Donc ça, évidemment, ça a un impact sur ce qu’on pense de l’histoire sociale, puisque en fait notre histoire, historiographiquement parlant, l’histoire de France, c’est une histoire politique avant d’être une histoire sociale, c’est une histoire de l’État, des institutions. Et c’est dans un deuxième temps qu’on va s’intéresser à l’histoire que les premiers spécialistes d’histoire sociale appellent « sociale », qui est plus l’histoire des couches populaires en réalité, mais aussi l’histoire des statuts sociaux. Je pense que les modernistes, qui travaillaient sur les ordres de noblesse, etc., considéraient qu’ils faisaient de l’histoire sociale… j’imagine [rires].

À partir de quand situeriez-vous ce moment où l’on se revendique de l’histoire sociale ?

Je pense que c’est avec les Annales, c’est-à-dire les années de l’entre-deux-guerres. Pour les médiévistes, le père de l’histoire sociale, c’est quand même Marc Bloch (1886-1944), mais il ne fait pas que de l’histoire sociale, c’est vrai. La Société féodale de Marc Bloch8, je pense que c’est quand même le premier livre d’histoire sociale, le premier livre d’histoire de la société médiévale.

Par exemple, vous parliez de l’Allemagne, quelle place y verriez-vous à l’histoire sociale ?

C’est difficile d’en parler de manière globale. En Allemagne, je dirai que ce qui est caractéristique de l’histoire sociale, c’est la très grande influence de la sociologie, et aussi des éléments théoriques. Les Allemands écrivent une histoire que je dirais plus théorique que la nôtre, ce qui la rend plus difficile d’accès pour le grand public. Et d’ailleurs il y a fort peu de livres accessibles, on vend beaucoup moins de livres d’histoire au grand public en Allemagne qu’en France, où c’est un marché énorme. En Allemagne, ça commence à venir un petit peu, mais ce n’est pas ça qui remplit les rayons des librairies. Il y a cet aspect théorique, et beaucoup d’influence du linguistic turn. Pour parler de ce que je connais, c’est-à-dire des collègues qui travaillent dans le même créneau chronologique que moi, plutôt le haut Moyen Âge, les Ottoniens, etc., quelqu’un comme Gerd Althoff9, par exemple, écrit des livres qui font une place très large à la communication politique, au système des signes, aux rituels, à des choses comme ça dont on ne sait pas très bien à quel point ça entre dans l’histoire sociale. Alors évidemment ce sont des éléments qui jouent un grand rôle dans l’organisation de la société. On peut aussi se poser la question de savoir si tous les travaux de prosopographie qui sont faits à partir des Liber vitae, dont les Allemands se sont fait une spécialité, c’est de l’histoire sociale ? À partir du moment où on peut reconstituer des réseaux, moi je pense que oui.
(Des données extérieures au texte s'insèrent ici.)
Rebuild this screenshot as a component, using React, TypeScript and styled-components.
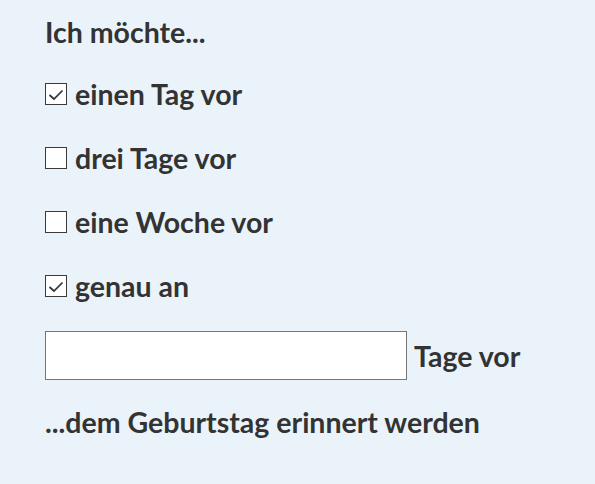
import styled, { createGlobalStyle } from 'styled-components';

const GlobalStyle = createGlobalStyle`
  html, body {
    margin: 0;
    padding: 0;
    background: #eaf3fa;
  }
  body {
    font-family: Lato, "Liberation Sans", sans-serif;
    color: #333333;
  }
`;

const options = [
  { label: 'einen Tag vor', checked: true },
  { label: 'drei Tage vor', checked: false },
  { label: 'eine Woche vor', checked: false },
  { label: 'genau an', checked: true },
];

const Checkmark = () => (
  <svg width="16" height="13" viewBox="0 0 16 13">
    <path d="M1.5 7 L6 11 L14.5 2.5" fill="none" stroke="#333" strokeWidth="1.7" />
  </svg>
);

const App = () => (
  <>
    <GlobalStyle />
    <Form>
      <Heading>Ich möchte...</Heading>
      {options.map((o) => (
        <OptionRow key={o.label}>
          <Box>{o.checked && <Checkmark />}</Box>
          <span>{o.label}</span>
        </OptionRow>
      ))}
      <InputRow>
        <DaysInput type="text" />
        <span>Tage vor</span>
      </InputRow>
      <Heading>...dem Geburtstag erinnert werden</Heading>
    </Form>
  </>
);

export default App;

const Form = styled.div`
  display: flex;
  flex-direction: column;
  padding: 15px 0 0 45px;
  font-size: 28.5px;
  font-weight: 700;
  line-height: 34px;
`;

const Heading = styled.div`
  height: 34px;
  margin-bottom: 28px;
`;

const OptionRow = styled.label`
  display: flex;
  align-items: center;
  gap: 8px;
  height: 34px;
  margin-bottom: 30px;
`;

const Box = styled.span`
  width: 20px;
  height: 20px;
  border: 1px solid #3a3a3a;
  background: #fff;
  display: flex;
  align-items: center;
  justify-content: center;
  flex-shrink: 0;
`;

const InputRow = styled.div`
  display: flex;
  align-items: center;
  gap: 7px;
  margin-top: -2px;
  margin-bottom: 25px;
`;

const DaysInput = styled.input`
  box-sizing: border-box;
  width: 362px;
  height: 49px;
  border: 1px solid #767676;
  background: #fff;
  margin: 0;
  padding: 0 8px;
  font: inherit;
`;
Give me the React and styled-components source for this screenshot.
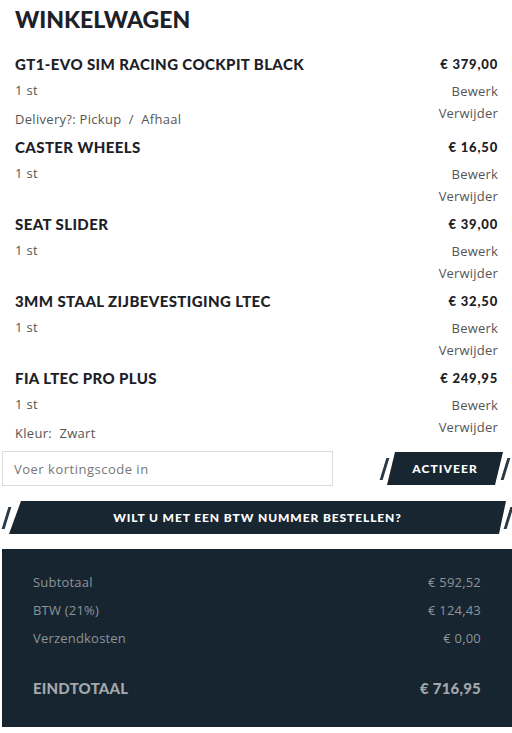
import React from 'react'
import styled, { createGlobalStyle } from 'styled-components'

const GlobalStyle = createGlobalStyle`
  html, body {
    margin: 0;
    padding: 0;
    background: #fff;
  }
  body {
    font-family: "Open Sans", "Liberation Sans", sans-serif;
    color: #555;
  }
`

const items = [
  { title: 'GT1-EVO SIM RACING COCKPIT BLACK', price: '€ 379,00', qty: '1 st', option: 'Delivery?: Pickup  /  Afhaal' },
  { title: 'CASTER WHEELS', price: '€ 16,50', qty: '1 st' },
  { title: 'SEAT SLIDER', price: '€ 39,00', qty: '1 st' },
  { title: '3MM STAAL ZIJBEVESTIGING LTEC', price: '€ 32,50', qty: '1 st' },
  { title: 'FIA LTEC PRO PLUS', price: '€ 249,95', qty: '1 st', option: 'Kleur:  Zwart' }
]

const totals = [
  { label: 'Subtotaal', value: '€ 592,52' },
  { label: 'BTW (21%)', value: '€ 124,43' },
  { label: 'Verzendkosten', value: '€ 0,00' }
]

export default function App () {
  return (
    <Cart>
      <GlobalStyle />
      <Heading>WINKELWAGEN</Heading>
      <ItemList>
        {items.map(item => (
          <Item key={item.title}>
            <Info>
              <ItemTitle>{item.title}</ItemTitle>
              <Qty>{item.qty}</Qty>
              {item.option && <Option>{item.option}</Option>}
            </Info>
            <Side>
              <Price>{item.price}</Price>
              <Action first>Bewerk</Action>
              <Action>Verwijder</Action>
            </Side>
          </Item>
        ))}
      </ItemList>

      <CouponRow>
        <CouponInput placeholder='Voer kortingscode in' />
        <SlashGroup>
          <Slash />
          <ActivateButton>ACTIVEER</ActivateButton>
          <Slash />
        </SlashGroup>
      </CouponRow>

      <VatRow>
        <Slash />
        <VatButton>WILT U MET EEN BTW NUMMER BESTELLEN?</VatButton>
        <Slash />
      </VatRow>

      <Summary>
        {totals.map(row => (
          <SumRow key={row.label}>
            <span>{row.label}</span>
            <span>{row.value}</span>
          </SumRow>
        ))}
        <GrandRow>
          <span>EINDTOTAAL</span>
          <span>€ 716,95</span>
        </GrandRow>
      </Summary>
    </Cart>
  )
}

const heavy = `
  font-family: Lato, "Liberation Sans", sans-serif;
  font-weight: 900;
`

const Cart = styled.div`
  width: 510px;
  padding-left: 2px;
`

const Heading = styled.h1`
  ${heavy}
  font-size: 23px;
  line-height: 28px;
  color: #1d2127;
  margin: 5px 0 21px 13px;
`

const ItemList = styled.div`
  padding: 0 14px 0 13px;
`

const Item = styled.div`
  display: flex;
  justify-content: space-between;
  padding-bottom: 7px;
`

const Info = styled.div`
  display: flex;
  flex-direction: column;
`

const ItemTitle = styled.div`
  ${heavy}
  font-size: 15px;
  line-height: 20px;
  letter-spacing: 0.4px;
  color: #1d2127;
`

const Qty = styled.div`
  font-size: 13px;
  line-height: 22px;
  letter-spacing: 0.3px;
  margin-top: 5px;
`

const Option = styled.div`
  font-size: 13px;
  line-height: 22px;
  letter-spacing: 0.3px;
  margin-top: 7px;
  white-space: pre;
`

const Side = styled.div`
  display: flex;
  flex-direction: column;
  align-items: flex-end;
`

const Price = styled.div`
  ${heavy}
  font-size: 13px;
  line-height: 20px;
  letter-spacing: 0.8px;
  color: #1d2127;
`

const Action = styled.div`
  font-size: 13px;
  line-height: 22px;
  letter-spacing: 0.2px;
  margin-top: ${p => (p.first ? '6px' : '0')};
  cursor: pointer;
`

const CouponRow = styled.div`
  display: flex;
  align-items: center;
  justify-content: space-between;
  padding-right: 5px;
`

const CouponInput = styled.input`
  box-sizing: border-box;
  width: 331px;
  height: 35px;
  border: 1px solid #dcdcdc;
  padding: 0 11px;
  font-family: "Open Sans", "Liberation Sans", sans-serif;
  font-size: 13px;
  letter-spacing: 0.5px;
  color: #555;
  outline: none;
  &::placeholder {
    color: #777;
  }
`

const SlashGroup = styled.div`
  display: flex;
  align-items: center;
  gap: 1px;
`

const Slash = styled.span`
  display: block;
  flex: none;
  width: 3px;
  height: 22px;
  background: #2a3944;
  transform: skewX(-17deg);
`

const ActivateButton = styled.button`
  ${heavy}
  width: 116px;
  height: 33px;
  border: none;
  background: #182631;
  color: #fff;
  font-size: 12px;
  letter-spacing: 1.1px;
  clip-path: polygon(8px 0, 100% 0, calc(100% - 8px) 100%, 0 100%);
  cursor: pointer;
`

const VatRow = styled.div`
  display: flex;
  align-items: center;
  gap: 1px;
  margin: 15px 2px 15px 3px;
`

const VatButton = styled.button`
  ${heavy}
  flex: 1;
  height: 33px;
  border: none;
  background: #182631;
  color: #fff;
  font-size: 12px;
  letter-spacing: 0.9px;
  clip-path: polygon(12px 0, 100% 0, calc(100% - 7px) 100%, 0 100%);
  cursor: pointer;
`

const Summary = styled.div`
  background: #172530;
  padding: 19px 31px 25px;
  color: #8d9499;
`

const SumRow = styled.div`
  display: flex;
  justify-content: space-between;
  font-size: 13px;
  line-height: 28px;
  letter-spacing: 0.2px;
`

const GrandRow = styled(SumRow)`
  ${heavy}
  font-size: 15px;
  margin-top: 22px;
  color: #a3a8ac;
`
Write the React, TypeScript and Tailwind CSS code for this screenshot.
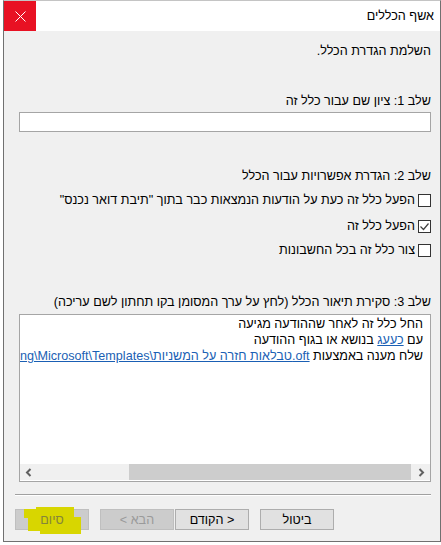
import React from "react";

function Checkbox({ checked = false }: { checked?: boolean }) {
  return (
    <span className="w-[13px] h-[13px] shrink-0 border border-[#333333] bg-white flex items-center justify-center">
      {checked && (
        <svg width="11" height="11" viewBox="0 0 11 11">
          <polyline points="1.5,5.5 4.5,8.5 9.5,2.5" fill="none" stroke="#404040" strokeWidth="1.2" />
        </svg>
      )}
    </span>
  );
}

function Button({ label, disabled = false }: { label: string; disabled?: boolean }) {
  return (
    <div
      className={
        disabled
          ? "w-[74px] h-[21px] border border-[#bfbfbf] bg-[#cccccc] text-[#9a9a9a] flex items-center justify-center"
          : "w-[74px] h-[21px] border border-[#adadad] bg-[#e1e1e1] text-black flex items-center justify-center"
      }
    >
      {label}
    </div>
  );
}

export default function App() {
  return (
    <div
      className="w-[441px] h-[545px] bg-white overflow-hidden text-[12.6px] leading-4 text-black"
      style={{ fontFamily: '"Liberation Sans", "DejaVu Sans", sans-serif' }}
      dir="rtl"
    >
      <div className="w-[438px] h-[542px] border border-[#707070] border-t-[#c4c4c4] flex flex-col">
        {/* Title bar */}
        <div className="h-[30px] bg-white flex items-center justify-between shrink-0">
          <span className="pr-[6px]">אשף הכללים</span>
          <div className="w-[32px] h-[30px] bg-[#e81123] flex items-center justify-center">
            <svg width="11" height="11" viewBox="0 0 11 11">
              <line x1="0.5" y1="0.5" x2="10.5" y2="10.5" stroke="white" strokeWidth="1" />
              <line x1="10.5" y1="0.5" x2="0.5" y2="10.5" stroke="white" strokeWidth="1" />
            </svg>
          </div>
        </div>

        {/* Body */}
        <div className="flex-1 bg-[#f0f0f0] pr-[9px] pl-[11px] flex flex-col">
          <div className="mt-[12px]">השלמת הגדרת הכלל.</div>

          <div className="mt-[34px]">שלב 1: ציון שם עבור כלל זה</div>
          <div className="mt-[3px] ml-[4px] h-[20px] bg-white border border-[#a5a5a5]" />

          <div className="mt-[36px]">שלב 2: הגדרת אפשרויות עבור הכלל</div>
          <div className="mt-[8px] h-4 flex items-center gap-[3px]">
            <Checkbox />
            <span className="whitespace-nowrap">הפעל כלל זה כעת על הודעות הנמצאות כבר בתוך "תיבת דואר נכנס"</span>
          </div>
          <div className="mt-[10px] h-4 flex items-center gap-[3px]">
            <Checkbox checked />
            <span>הפעל כלל זה</span>
          </div>
          <div className="mt-[8px] h-4 flex items-center gap-[3px]">
            <Checkbox />
            <span>צור כלל זה בכל החשבונות</span>
          </div>

          <div className="mt-[36px] whitespace-nowrap">שלב 3: סקירת תיאור הכלל (לחץ על ערך המסומן בקו תחתון לשם עריכה)</div>
          <div className="mt-[4px] ml-[4px] h-[168px] bg-white border border-[#a5a5a5] flex flex-col">
            <div className="flex-1 overflow-hidden pr-[7px] pt-[1px]">
              <div className="whitespace-nowrap">החל כלל זה לאחר שההודעה מגיעה</div>
              <div className="whitespace-nowrap">
                עם <span className="underline text-[#1a5fb4]">כעעג</span> בנושא או בגוף ההודעה
              </div>
              <div className="whitespace-nowrap">
                שלח מענה באמצעות{" "}
                <span dir="ltr" className="underline text-[#1a5fb4]">
                  C:\Users\user\AppData\Roaming\Microsoft\Templates\טבלאות חזרה על המשניות.oft
                </span>
              </div>
            </div>
            {/* horizontal scrollbar */}
            <div dir="ltr" className="h-[16px] mb-[1px] bg-[#f0f0f0] flex items-stretch">
              <div className="w-[17px] flex items-center justify-center">
                <svg width="7" height="9" viewBox="0 0 7 9">
                  <polyline points="5.5,1 2,4.5 5.5,8" fill="none" stroke="#606060" strokeWidth="2" />
                </svg>
              </div>
              <div className="flex-1 flex">
                <div className="ml-[92px] w-[282px] bg-[#cdcdcd]" />
              </div>
              <div className="w-[17px] flex items-center justify-center">
                <svg width="7" height="9" viewBox="0 0 7 9">
                  <polyline points="1.5,1 5,4.5 1.5,8" fill="none" stroke="#606060" strokeWidth="2" />
                </svg>
              </div>
            </div>
          </div>

          <div className="mt-[12px] h-[2px] border-t border-[#a0a0a0] border-b border-b-white" />

          <div className="mt-[13px] mr-[97px] flex items-center">
            <Button label="ביטול" />
            <div className="w-[11px]" />
            <Button label="< הקודם" />
            <div className="w-[1px]" />
            <Button label="הבא >" disabled />
            <div className="w-[11px]" />
            <div className="relative w-[74px] h-[21px] border border-[#bfbfbf] bg-[#cccccc] flex items-center justify-center">
              <svg
                className="absolute left-[8px] top-[-3px]"
                width="58"
                height="28"
                viewBox="0 0 58 28"
              >
                <path
                  d="M12 0 H50 V2 H50 V10 H57 V27 H16 V24 H4 V11 H0 V2 H12 Z"
                  fill="#d8d600"
                />
              </svg>
              <span className="relative text-[#85853a]">סיום</span>
            </div>
          </div>
        </div>
      </div>
    </div>
  );
}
Mais tout dépend de ce qu’on en fait. Il y a quand même un poids de l’histoire institutionnelle qui est très fort et aussi, comme je le disais, un poids de la théorie qui est aussi très fort. Bien sûr qu’ils font de l’histoire sociale, c’est obligé, mais je ne suis pas sûre qu’ils se réclament de ça en fait.

Et dans d’autres pays, qu’est-ce que vous verriez comme spécificité de l’histoire sociale ?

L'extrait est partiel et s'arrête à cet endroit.